One year ago I started going out often as my exposure recovery. I realised girls are crazy about me. I never knew that before because my SA inhibited me all my life. I had two gfs since then but I couldn't keep them for very long because I never learned some basic relationship skills. The first one left her long term boyfriend because of me and the second one was a real super woman, way out of everyone's league, the whole town was jelaous. I loved them both and I suffered, but I learned a lot and I'm chasing the third one already 

Now I have five close friends. That kind of friends who call you just to ask how are you. Still not enough to fullify my social needs, but much better than one year ago.

I even entered some illegal bussiness, just to see what I'm capable for  I bought an awesome car and moved away from it.

My SA still kicks in from time to time, but it's nothing like before. My confidence is strong. I still have to widen my social cyrcle and find some new activities to fill my time.

Just wanted to share my story of change. Wish you all the best my friends


----------



## Kevin001 (Jan 2, 2015)

Congrats bro. One hell of a year. Talk about facing fears. I'm jealous.


----------



## sad1231234 (Jul 10, 2016)

Thats great!


----------



## Flutterlee (Aug 11, 2016)

Dude. Amazing. Most ppl who don't have SA cant say they have 5 close friends. You're such an encouragement. Im trying to gradually expose myself as well i think its essential for me to network in order to advance in my career . and with SA its hard to network and make connections with people. Eventually i wanna get to a place where it's not so terrifying. Keep going dude be the best you.


----------



## Dalmat (May 5, 2013)

Flutterlee[/QUOTE said:


> Well, my friends are mostly married and have their own lives, so I still spend much time alone. But it makes a huge difference when you have someone to go out. Or when they call to ask how are you during your hard times. I just need a new girlfriend now, and I'm working on it
> 
> Exposure can make wonders, but it's very important to start from the small things. And when you start feeling ok, you could still feel horrible the next day. In that moment, it is important to realise it's just the way it works, progress is never linear, it's always ups and downs.


----------



## Paul (Sep 26, 2005)

Congrats on getting rich from your criminal enterprise and successfully stealing somebody else's girlfriend. You're an inspirational role model.


----------



## Findedeux (Mar 16, 2012)

It's nice to hear about people's positive experiences.

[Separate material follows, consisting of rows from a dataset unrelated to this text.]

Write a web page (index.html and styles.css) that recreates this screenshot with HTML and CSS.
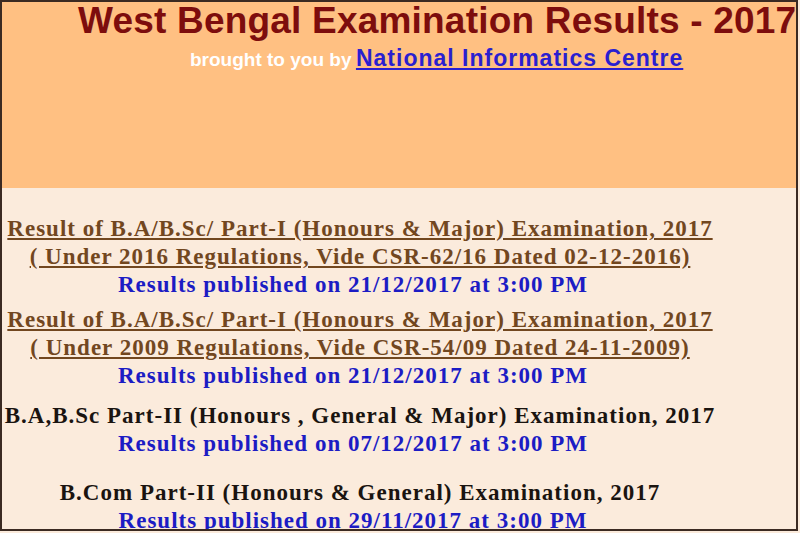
FILE: index.html
```html
<!DOCTYPE html>
<html>
<head>
<meta charset="utf-8">
<title>West Bengal Examination Results - 2017</title>
<link rel="stylesheet" href="styles.css">
</head>
<body>
<div class="frame">
  <header class="banner">
    <h1 class="title">West Bengal Examination Results - 2017</h1>
    <p class="byline"><span class="by">brought to you by</span> <a class="nic" href="#">National Informatics Centre</a></p>
  </header>
  <main class="results">
    <div class="item item-first">
      <a class="res-link" href="#">Result of B.A/B.Sc/ Part-I (Honours &amp; Major) Examination, 2017</a><br>
      <a class="res-link" href="#">( Under 2016 Regulations, Vide CSR-62/16 Dated 02-12-2016) </a>
      <div class="pub">Results published on 21/12/2017 at 3:00 PM</div>
    </div>
    <div class="item item-second">
      <a class="res-link" href="#">Result of B.A/B.Sc/ Part-I (Honours &amp; Major) Examination, 2017 </a><br>
      <a class="res-link" href="#">( Under 2009 Regulations, Vide CSR-54/09 Dated 24-11-2009)</a>
      <div class="pub">Results published on 21/12/2017 at 3:00 PM</div>
    </div>
    <div class="item item-third">
      <div class="plain">B.A,B.Sc Part-II (Honours , General &amp; Major) Examination, 2017</div>
      <div class="pub">Results published on 07/12/2017 at 3:00 PM</div>
    </div>
    <div class="item item-fourth">
      <div class="plain">B.Com Part-II (Honours &amp; General) Examination, 2017</div>
      <div class="pub">Results published on 29/11/2017 at 3:00 PM</div>
    </div>
  </main>
</div>
</body>
</html>
```
FILE: styles.css
```css
html, body {
  margin: 0;
  padding: 0;
  background: #fbebdc;
}
.frame {
  width: 794px;
  height: 527px;
  border: 2px solid #3b2a22;
  background: #fbebdc;
  overflow: hidden;
  box-sizing: content-box;
}
.banner {
  background: #ffc082;
  height: 186px;
  text-align: left;
  white-space: nowrap;
}
.title {
  margin: 0;
  padding-left: 76px;
  font-family: "Liberation Sans", Arial, sans-serif;
  font-weight: bold;
  font-size: 37px;
  letter-spacing: 0.2px;
  line-height: 38px;
  color: #7d0d0d;
}
.byline {
  margin: 5px 0 0 0;
  padding-left: 188px;
  font-family: "Liberation Sans", Arial, sans-serif;
  font-weight: bold;
  line-height: 26px;
}
.by {
  color: #ffffff;
  font-size: 19px;
}
.nic {
  color: #2a1fd0;
  font-size: 23px;
  letter-spacing: 1px;
  text-decoration: underline;
}
.results {
  width: 716px;
  padding-top: 27px;
  text-align: center;
  font-family: "Liberation Serif", "Times New Roman", serif;
  font-weight: bold;
  font-size: 23px;
  letter-spacing: 1px;
  line-height: 28px;
  white-space: nowrap;
}
.res-link {
  color: #72471f;
  text-decoration: underline;
}
.pub {
  color: #1c1cc4;
  padding-right: 14px;
}
.plain {
  color: #1a1410;
}
.item-second {
  margin-top: 7px;
}
.item-third {
  margin-top: 12px;
}
.item-fourth {
  margin-top: 21px;
}
```
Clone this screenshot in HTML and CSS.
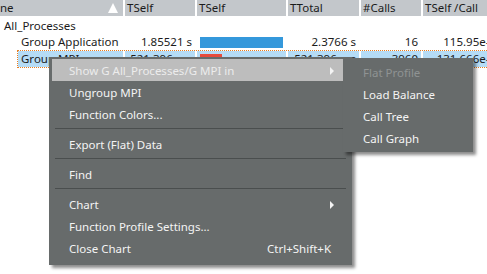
FILE: index.html
```html
<!DOCTYPE html>
<html lang="en">

<head>
    <meta charset="UTF-8">
    <title>Function Profile</title>
    <link rel="stylesheet" href="styles.css">
</head>

<body>

    <div class="profile">
        <div class="head">
            <div class="hcell name-head">ne<span class="sort"></span></div>
            <div class="hcell">TSelf</div>
            <div class="hcell">TSelf</div>
            <div class="hcell">TTotal</div>
            <div class="hcell">#Calls</div>
            <div class="hcell">TSelf /Call</div>
        </div>

        <div class="row first">
            <div class="cell name">All_Processes</div>
        </div>

        <div class="row">
            <div class="cell name sub">Group Application</div>
            <div class="cell num">1.85521 s</div>
            <div class="cell bar-cell"><span class="bar blue" style="width: 83px"></span></div>
            <div class="cell num">2.3766 s</div>
            <div class="cell num">16</div>
            <div class="cell num">115.95e-3</div>
        </div>

        <div class="row selected">
            <div class="cell name sub">Group MPI</div>
            <div class="cell num">521.396 ms</div>
            <div class="cell bar-cell"><span class="bar red" style="width: 22px"></span></div>
            <div class="cell num">521.396 ms</div>
            <div class="cell num">3960</div>
            <div class="cell num">131.666e-3</div>
        </div>
    </div>

    <!-- context menu -->
    <div class="menu">
        <div class="item active">Show G All_Processes/G MPI in<span class="arrow"></span></div>
        <div class="item">Ungroup MPI</div>
        <div class="item">Function Colors...</div>
        <div class="sep"></div>
        <div class="item">Export (Flat) Data</div>
        <div class="sep"></div>
        <div class="item">Find</div>
        <div class="sep"></div>
        <div class="item">Chart<span class="arrow"></span></div>
        <div class="item">Function Profile Settings...</div>
        <div class="item">Close Chart<span class="shortcut">Ctrl+Shift+K</span></div>
    </div>

    <div class="menu submenu">
        <div class="item disabled">Flat Profile</div>
        <div class="item">Load Balance</div>
        <div class="item">Call Tree</div>
        <div class="item">Call Graph</div>
    </div>

</body>

</html>
```

FILE: styles.css
```css
body {
    margin: 0;
    background: #ffffff;
    font-family: "Noto Sans", "DejaVu Sans", sans-serif;
    font-size: 11.5px;
    color: #1b1b1b;
    overflow: hidden;
}

.profile {
    width: 487px;
    overflow: hidden;
}

.head,
.row {
    display: grid;
    grid-template-columns: 123px 70px 89px 71px 60px 76px;
    column-gap: 2px;
}

.head {
    height: 16px;
    line-height: 16px;
}

.hcell {
    background: #c3c7cb;
    padding-left: 2px;
    white-space: nowrap;
    overflow: hidden;
}

.name-head {
    position: relative;
    padding-left: 0;
}

/* sort indicator */
.sort {
    position: absolute;
    right: 5px;
    top: 3px;
    width: 0;
    height: 0;
    border-left: 5px solid transparent;
    border-right: 5px solid transparent;
    border-bottom: 10px solid #ffffff;
}

.row {
    height: 16px;
    line-height: 16px;
}

.row.first {
    margin-top: 2px;
}

.cell {
    white-space: nowrap;
    overflow: hidden;
}

.name {
    padding-left: 4px;
}

.name.sub {
    padding-left: 21px;
}

.num {
    text-align: right;
    padding-right: 3px;
}

.bar-cell {
    padding-left: 3px;
}

.bar {
    display: inline-block;
    height: 11px;
    vertical-align: middle;
    margin-top: -1px;
}

.blue {
    background: #3498db;
}

.red {
    background: #e74c3c;
}

.selected {
    border-top: 1px dotted #e67e22;
    border-bottom: 1px dotted #e67e22;
    border-left: 1px dotted #e67e22;
    margin-left: 17px;
    grid-template-columns: 105px 70px 89px 71px 60px 76px;
}

.selected .cell {
    background: #b5dcf6;
}

.selected .name.sub {
    padding-left: 3px;
}

/* menus */
.menu {
    position: absolute;
    left: 49px;
    top: 57px;
    width: 297px;
    padding: 2px 3px 6px 3px;
    background: #676b6b;
    color: #f4f4f4;
    box-shadow: 3px 3px 3px rgba(0, 0, 0, 0.45);
}

.item {
    position: relative;
    height: 22px;
    line-height: 24px;
    padding-left: 17px;
    white-space: nowrap;
}

.item.active {
    background: #bdbdbd;
    color: #ececec;
}

.item.disabled {
    color: #8f9393;
}

.arrow {
    position: absolute;
    right: 15px;
    top: 8px;
    width: 0;
    height: 0;
    border-top: 4px solid transparent;
    border-bottom: 4px solid transparent;
    border-left: 4px solid #f4f4f4;
}

.shortcut {
    position: absolute;
    right: 18px;
}

.sep {
    height: 1px;
    margin: 3px 3px 4px 3px;
    background: #4a4e4e;
}

.submenu {
    left: 343px;
    top: 58px;
    width: 124px;
    padding: 3px 3px 3px 3px;
}
```
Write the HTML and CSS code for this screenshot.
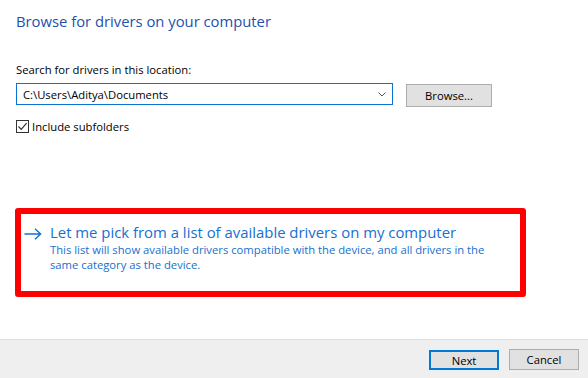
FILE: index.html
```html
<!DOCTYPE html>
<html>
<head>
<meta charset="utf-8">
<link rel="stylesheet" href="styles.css">
</head>
<body>
<div class="dialog">
  <main class="content">
    <h1 class="title">Browse for drivers on your computer</h1>
    <div class="label">Search for drivers in this location:</div>
    <div class="path-row">
      <div class="combo">
        <span class="combo-text">C:\Users\Aditya\Documents</span>
        <svg class="chev" width="8" height="5" viewBox="0 0 8 5"><path d="M0.5 0.5 L4 4 L7.5 0.5" fill="none" stroke="#5a5a5a" stroke-width="1"/></svg>
      </div>
      <button class="btn browse">Browse...</button>
    </div>
    <label class="check">
      <span class="box"><svg width="11" height="11" viewBox="0 0 11 11"><path d="M1.5 5.5 L4.2 8.3 L9.6 2.2" fill="none" stroke="#333" stroke-width="1.2"/></svg></span>
      <span>Include subfolders</span>
    </label>
    <div class="highlight">
      <div class="cmdlink">
        <svg class="arrow" width="18" height="12" viewBox="0 0 18 12"><path d="M0.5 6 H16.5 M11 0.8 L16.6 6 L11 11.2" fill="none" stroke="#1670d0" stroke-width="1.4"/></svg>
        <div class="cl-body">
          <div class="cl-title">Let me pick from a list of available drivers on my computer</div>
          <div class="cl-desc">This list will show available drivers compatible with the device, and all drivers in the same category as the device.</div>
        </div>
      </div>
    </div>
  </main>
  <footer class="footer">
    <button class="btn next">Next</button>
    <button class="btn cancel">Cancel</button>
  </footer>
</div>
</body>
</html>
```
FILE: styles.css
```css
* { box-sizing: border-box; }
html, body { margin: 0; padding: 0; background: #fff; }
body { font-family: "Open Sans", "Noto Sans", sans-serif; color: #000; }
.dialog { width: 588px; height: 378px; display: flex; flex-direction: column; overflow: hidden; }
.content { flex: 1; padding: 0 0 0 16px; }
.title { margin: 10px 0 0 0; font-weight: normal; font-size: 14.8px; line-height: 22px; color: #1e50b0; }
.label { margin-top: 30px; font-size: 11.25px; line-height: 16px; }
.path-row { display: flex; align-items: flex-start; gap: 13px; margin-top: 5px; }
.combo { width: 377px; height: 22px; border: 1px solid #0a74d0; display: flex; align-items: center; justify-content: space-between; padding: 0 6px 0 6px; font-size: 11.25px; }
.chev { margin-top: 1px; }
.btn { font-family: inherit; font-size: 11.25px; background: #e1e1e1; border: 1px solid #adadad; color: #000; padding: 0; margin: 0; }
.browse { width: 86px; height: 23px; margin-top: 1px; }
.check { display: flex; align-items: center; gap: 3px; margin-top: 12px; font-size: 11.25px; line-height: 15px; }
.box { width: 13px; height: 13px; border: 1px solid #333; display: flex; align-items: center; justify-content: center; }
.highlight { margin: 74px 0 0 -1px; width: 511px; height: 89px; border: 6px solid #ff0000; border-radius: 3px; padding: 8px 0 0 3px; }
.cmdlink { display: flex; align-items: flex-start; gap: 8px; }
.arrow { margin-top: 6px; flex-shrink: 0; }
.cl-title { font-size: 14.9px; line-height: 20px; color: #1670d0; }
.cl-desc { font-size: 11.25px; line-height: 15px; color: #1670d0; width: 445px; }
.footer { height: 39px; background: #efefef; border-top: 1px solid #dedede; display: flex; justify-content: flex-end; align-items: flex-start; gap: 10px; padding: 9px 9px 0 0; }
.next, .cancel { width: 70px; height: 21px; }
.next { border: 2px solid #0078d7; margin-top: 1px; height: 20px; }
```
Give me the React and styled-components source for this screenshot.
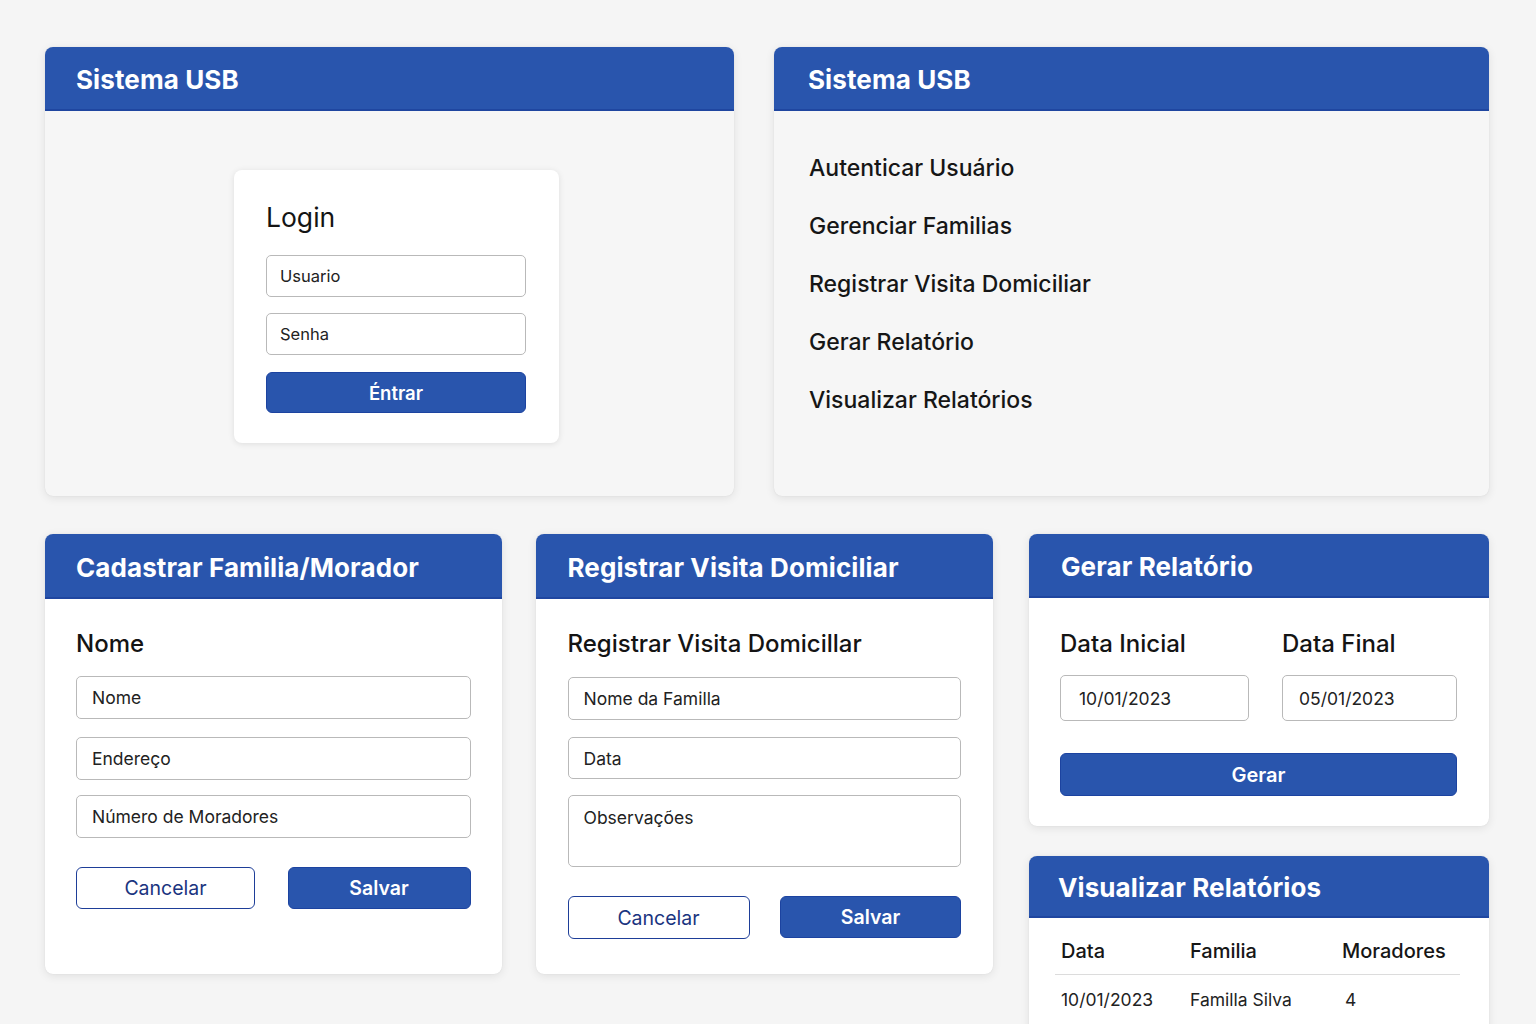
import React from 'react';
import styled, { createGlobalStyle } from 'styled-components';

const GlobalStyle = createGlobalStyle`
  html, body {
    margin: 0;
    padding: 0;
    background: #f5f5f5;
  }
  body {
    font-family: Inter, Roboto, "Liberation Sans", sans-serif;
    color: #161616;
  }
  * { box-sizing: border-box; }
`

const Page = styled.div`
  width: 1536px;
  height: 1024px;
  overflow: hidden;
  padding: 47px 47px 0 45px;
  display: flex;
  flex-direction: column;
  gap: 38px;
`

const Row = styled.div`
  display: flex;
  align-items: flex-start;
  gap: ${p => p.gap || 40}px;
`

const Column = styled.div`
  display: flex;
  flex-direction: column;
  gap: 30px;
  margin-left: 2px;
`

const Card = styled.section`
  width: ${p => p.w}px;
  height: ${p => (p.h ? `${p.h}px` : 'auto')};
  background: ${p => (p.muted ? '#f6f6f6' : '#ffffff')};
  border-radius: 8px;
  overflow: hidden;
  box-shadow: 0 2px 10px rgba(0, 0, 0, 0.09), 0 0 1px rgba(0, 0, 0, 0.12);
  display: flex;
  flex-direction: column;
`

const CardHeader = styled.header`
  height: ${p => p.h || 64}px;
  flex-shrink: 0;
  background: #2955ad;
  border-bottom: 2px solid #1f46a0;
  display: flex;
  align-items: center;
  padding: 3px 0 0 ${p => p.pad || 31}px;
  color: #fff;
  font-size: 26px;
  font-weight: 700;
  letter-spacing: 0.1px;
`

const CardBody = styled.div`
  flex: 1;
  padding: ${p => p.pad || '0'};
  display: flex;
  flex-direction: column;
`

/* login */

const LoginWrap = styled.div`
  flex: 1;
  display: flex;
  padding: 59px 0 0 189px;
`

const LoginBox = styled.div`
  width: 325px;
  height: 273px;
  background: #fff;
  border-radius: 8px;
  box-shadow: 0 1px 6px rgba(0, 0, 0, 0.1);
  padding: 30px 33px 0 32px;
  display: flex;
  flex-direction: column;
`

const LoginTitle = styled.h2`
  margin: 0 0 21px;
  font-size: 26.5px;
  font-weight: 400;
  line-height: 34px;
  color: #141414;
`

const Field = styled.div`
  width: ${p => (p.w ? `${p.w}px` : '100%')};
  height: ${p => p.h || 42}px;
  border: 1px solid #b9b9b9;
  border-radius: 5px;
  background: #fff;
  display: flex;
  align-items: ${p => (p.area ? 'flex-start' : 'center')};
  padding: ${p => (p.area ? '11px 0 0' : '0')} ${p => p.px || 15}px;
  font-size: ${p => p.fs || 17.5}px;
  color: #222;
  margin-bottom: ${p => p.mb || 0}px;
  flex-shrink: 0;
`

const Button = styled.div`
  width: ${p => (p.w ? `${p.w}px` : '100%')};
  height: ${p => p.h || 41}px;
  border-radius: 6px;
  display: flex;
  align-items: center;
  justify-content: center;
  font-size: ${p => p.fs || 19.5}px;
  font-weight: ${p => (p.outline ? 400 : 600)};
  background: ${p => (p.outline ? '#fff' : '#2955ad')};
  color: ${p => (p.outline ? '#1a3480' : '#fff')};
  border: ${p => (p.outline ? '1.5px solid #1e3e98' : '1px solid #1c43a0')};
  flex-shrink: 0;
`

/* menu */

const Menu = styled.ul`
  list-style: none;
  margin: 0;
  padding: 43px 0 0 35px;
  display: flex;
  flex-direction: column;
  gap: 29px;
`

const MenuItem = styled.li`
  font-size: 23px;
  font-weight: 500;
  line-height: 29px;
  color: #161616;
`

/* forms */

const Label = styled.div`
  font-size: 24px;
  font-weight: 500;
  line-height: 30px;
  color: #141414;
  margin-bottom: ${p => p.mb || 17}px;
`

const ButtonRow = styled.div`
  display: flex;
  justify-content: space-between;
  margin-top: ${p => p.mt || 30}px;
`

const DateGrid = styled.div`
  display: flex;
  gap: 33px;
`

const DateCol = styled.div`
  display: flex;
  flex-direction: column;
`

const SubmitRow = styled.div`
  margin-top: 32px;
`

/* table */

const Table = styled.table`
  width: 405px;
  border-collapse: collapse;
  margin-left: -6px;
`

const Th = styled.th`
  text-align: left;
  font-size: 20px;
  font-weight: 500;
  color: #161616;
  padding: 21px 0 11px 6px;
  border-bottom: 1px solid #dcdcdc;
  width: ${p => p.w}px;
`

const Td = styled.td`
  font-size: 17.5px;
  color: #222;
  padding: 14px 0 0 ${p => p.pl || 6}px;
`

export default function App() {
  return (
    <>
      <GlobalStyle />
      <Page>
        <Row gap={40}>
          <Card w={689} h={449} muted>
            <CardHeader h={64}>Sistema USB</CardHeader>
            <LoginWrap>
              <LoginBox>
                <LoginTitle>Login</LoginTitle>
                <Field h={42} mb={16} px={13} fs={16.5}>Usuario</Field>
                <Field h={42} mb={17} px={13} fs={16.5}>Senha</Field>
                <Button h={41} fs={18.5}>Éntrar</Button>
              </LoginBox>
            </LoginWrap>
          </Card>
          <Card w={715} h={449} muted>
            <CardHeader h={64} pad={34}>Sistema USB</CardHeader>
            <Menu>
              <MenuItem>Autenticar Usuário</MenuItem>
              <MenuItem>Gerenciar Familias</MenuItem>
              <MenuItem>Registrar Visita Domiciliar</MenuItem>
              <MenuItem>Gerar Relatório</MenuItem>
              <MenuItem>Visualizar Relatórios</MenuItem>
            </Menu>
          </Card>
        </Row>

        <Row gap={34}>
          <Card w={457} h={440}>
            <CardHeader h={65}>Cadastrar Familia/Morador</CardHeader>
            <CardBody pad="30px 31px 0 31px">
              <Label mb={17}>Nome</Label>
              <Field h={43} mb={18}>Nome</Field>
              <Field h={43} mb={15}>Endereço</Field>
              <Field h={43}>Número de Moradores</Field>
              <ButtonRow mt={29}>
                <Button outline w={179} h={42}>Cancelar</Button>
                <Button w={183} h={42}>Salvar</Button>
              </ButtonRow>
            </CardBody>
          </Card>
          <Card w={458} h={440}>
            <CardHeader h={65} pad={32}>Registrar Visita Domiciliar</CardHeader>
            <CardBody pad="30px 32px 0 32px">
              <Label mb={18}>Registrar Visita Domicillar</Label>
              <Field h={43} mb={17}>Nome da Familla</Field>
              <Field h={42} mb={16}>Data</Field>
              <Field h={72} area>Observações</Field>
              <ButtonRow mt={29}>
                <Button outline w={182} h={43}>Cancelar</Button>
                <Button w={181} h={42}>Salvar</Button>
              </ButtonRow>
            </CardBody>
          </Card>
          <Column>
            <Card w={460} h={292}>
              <CardHeader h={64} pad={32}>Gerar Relatório</CardHeader>
              <CardBody pad="31px 32px 0 31px">
                <DateGrid>
                  <DateCol>
                    <Label mb={16}>Data Inicial</Label>
                    <Field w={189} h={46} px={18}>10/01/2023</Field>
                  </DateCol>
                  <DateCol>
                    <Label mb={16}>Data Final</Label>
                    <Field w={175} h={46} px={16}>05/01/2023</Field>
                  </DateCol>
                </DateGrid>
                <SubmitRow>
                  <Button h={43} fs={20}>Gerar</Button>
                </SubmitRow>
              </CardBody>
            </Card>
            <Card w={460}>
              <CardHeader h={62} pad={29}>Visualizar Relatórios</CardHeader>
              <CardBody pad="0 0 40px 32px">
                <Table>
                  <thead>
                    <tr>
                      <Th w={129}>Data</Th>
                      <Th w={152}>Familia</Th>
                      <Th>Moradores</Th>
                    </tr>
                  </thead>
                  <tbody>
                    <tr>
                      <Td>10/01/2023</Td>
                      <Td>Familla Silva</Td>
                      <Td pl={9}>4</Td>
                    </tr>
                  </tbody>
                </Table>
              </CardBody>
            </Card>
          </Column>
        </Row>
      </Page>
    </>
  );
}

Was the program the primary tool that helped you change?


----------



## slowlyimproving (Jan 2, 2014)

Congrats on everything minus the illegal stuff.


----------



## Dalmat (May 5, 2013)

Paul said:


> Congrats on getting rich from your criminal enterprise and successfully stealing somebody else's girlfriend. You're an inspirational role model.


I never told I'm a good person. I'm just glad I finally started to live a life. Still far from my full potential, but everything is better than sitting home alone all day like I used to do.


----------



## Dalmat (May 5, 2013)

Findedeux said:


> It's nice to hear about people's positive experiences.
> 
> Was the program the primary tool that helped you change?


Yes, it has all the tools you need. People just have to realise there is a lot of work. At least two or three years to start changing your anxious way of thinking and safe behavior.

Later I found two books which I also found helpful: Charisma myth and No more mr nice guy.


----------